Wednesday, August 18
2008: Detroit at Pittsburgh, Game 6
Defenseman Nicklas Lidstrom became the first European captain to lead his team to the Stanley Cup as the Wings won their fourth title since 1997. This edition could both attack and defend. Pavel Datsyuk led the team with 97 points and won the Selke Trophy as the NHL's top defensive forward, while Henrik Zetterberg, who topped the team with 43 goals, finished third in the voting. Zetterberg tied with teammate Johan Franzen for the playoff lead with 13 goals and equaled Sidney Crosby with 27 playoff points.
Injuries prevented Crosby from duplicating his MVP performance of 2006-07, but teammate Evgeni Malkin picked up the slack. Malkin had 106 points to finish second in the NHL scoring race as the Penguins recorded 102 points to finish first in the Atlantic Division. With Crosby and goalie Marc-Andre Fleury back in form for the playoffs, the Penguins advanced all the way to the Stanley Cup Final where they were defeated by Detroit in six games.
Chris Osgood, who started the playoffs on the bench, took over during Game 4 of Detroit's opening-round series with Nashville and went on to lead all goalies with a 1.55 goals-against average. He opened the Final with back-to-back shutouts before the Penguins won Game 3. Detroit had a chance to wrap up the series at home in Game 5 but lost a thrilling triple-overtime decision. The Red Wings hoisted the Cup in Pittsburgh two nights later with a 3-2 win.
Thursday, August 19
2009: Pittsburgh at Detroit, Game 7
With a pair of superstars leading the way, the Pittsburgh Penguins won the Stanley Cup for the first time since current owner and former superstar Mario Lemieux led them to back-to-back titles in 1991 and 1992. Sidney Crosby became the youngest captain in to hoist the Cup, while Evgeni Malkin won the Conn Smythe Trophy as playoff MVP. Malkin joined Lemieux, Wayne Gretzky, Guy Lafleur and Phil Esposito as the only players since NHL expansion in 1967 to lead the League in scoring in the regular-season and the playoffs. Dan Bylsma took over a slumping team late in the season and coached them to a championship.

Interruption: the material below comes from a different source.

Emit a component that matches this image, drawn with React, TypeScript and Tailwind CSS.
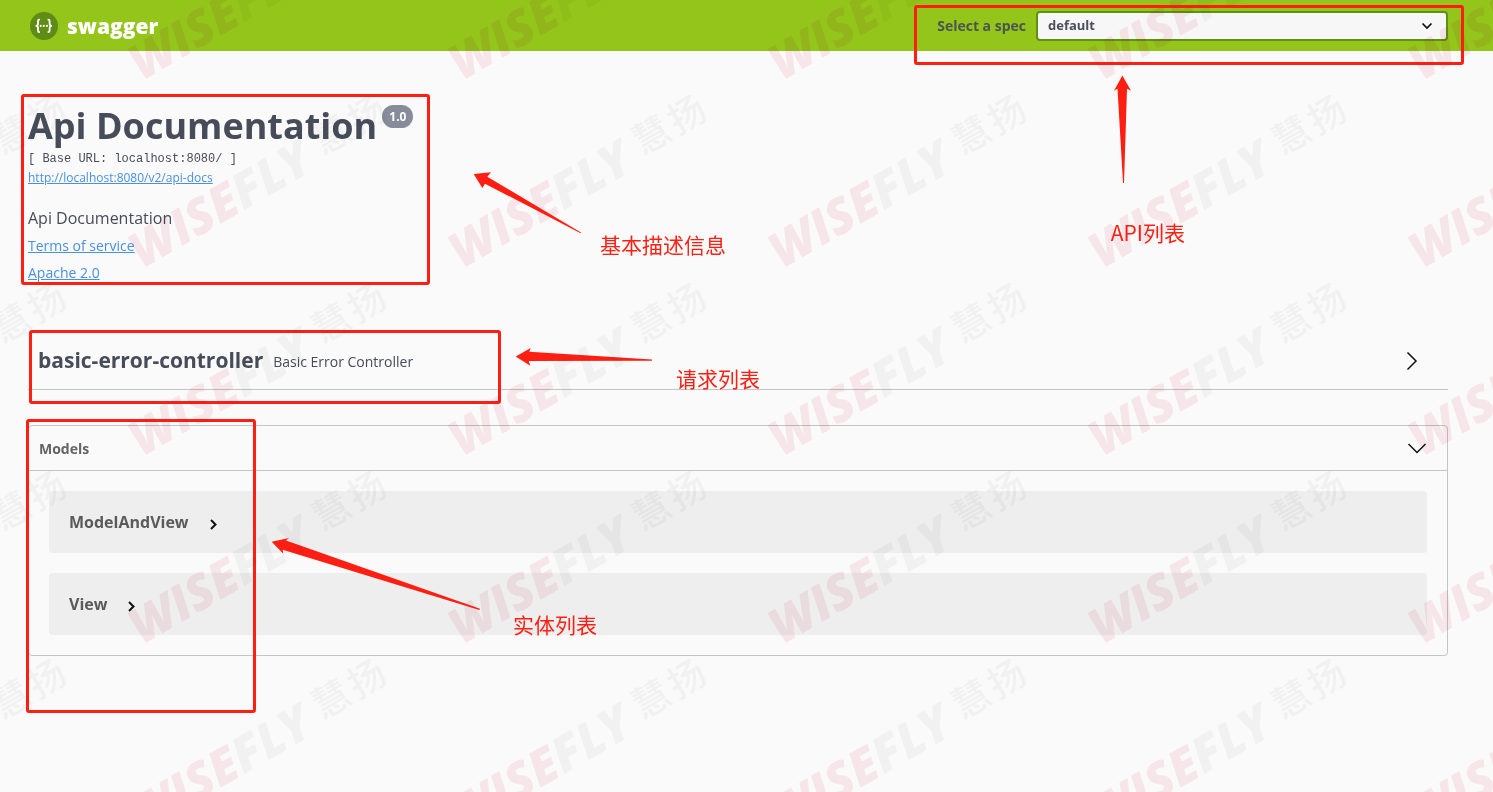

Alex Ovechkin scored 56 goals to lead the regular season for the second straight season and also won his second straight Hart Trophy as regular-season MVP. His Capitals had 50 wins and a club-record 108 points. They eliminated the Rangers in seven games to open the playoffs and then put the Penguins in a hole with two straight wins to open their second-round series. Pittsburgh recovered to win the series in seven games, and then swept Carolina in the Eastern Conference Final to set up a Stanley Cup rematch with Detroit.
The Red Wings had won their eighth consecutive Central Division title and knocked off Columbus (in its first playoff appearance), Anaheim and a much-improved Chicago team in the playoffs. As in 2008, Detroit won two games at home to open the Final but Pittsburgh rallied to take the series. Maxime Talbot scored both goals in the Penguins' 2-1 victory in Game 7 at Joe Louis Arena.
Friday, August 20
2010: Chicago at Philadelphia, Game 6
Chicago's Patrick Kane scored at 4:06 of overtime as the Blackhawks beat the Flyers 4-3 in Philadelphia in Game 6 of the Final to win the 2010 Stanley Cup and give Chicago its first championship in 49 years. At 21, Kane became the youngest player ever to score a Stanley Cup game-winning goal (breaking 22-year-old Bobby Orr's record in 1970.)
Chicago captain Jonathan Toews, who set a team playoff record with 22 assists and tied a team postseason mark with 29 points as the Hawks beat Nashville, Vancouver and San Jose before defeating the Flyers, was named the winner of the Conn Smythe Trophy.
Philadelphia's Ville Leino tied a Stanley Cup rookie record when his 2 assists in Game 6 gave him 21 points for the playoff year; he equaled the mark set by Dino Ciccarelli of the Minnesota North Stars in 1981.
The Stanley Cup Final pitted the eventual champion Blackhawks against the surprising Eastern Conference Champion Philadelphia Flyers -- who had to win a shootout on the final day of the regular season to earn the last playoff berth, then became only the third team to overcome a 3-0 series deficit by rallying to beat Boston in the conference semifinals. The Flyers then beat Montreal to make the Final for the first time since 1997.
The teams split the first four games of the Final series, with each winning twice at home. Game 5 saw the Blackhawks jump out to an early 3-0 lead and though the Flyers battled to get back into the game, it was the Hawks who took the pivotal contest by a score of 7-4, putting them one victory away from the Cup. Kane won it with a bad-angled shot that went past Michael Leighton so quickly that almost no one saw it; a video review confirmed that the puck had gone into the net, and the celebration was on.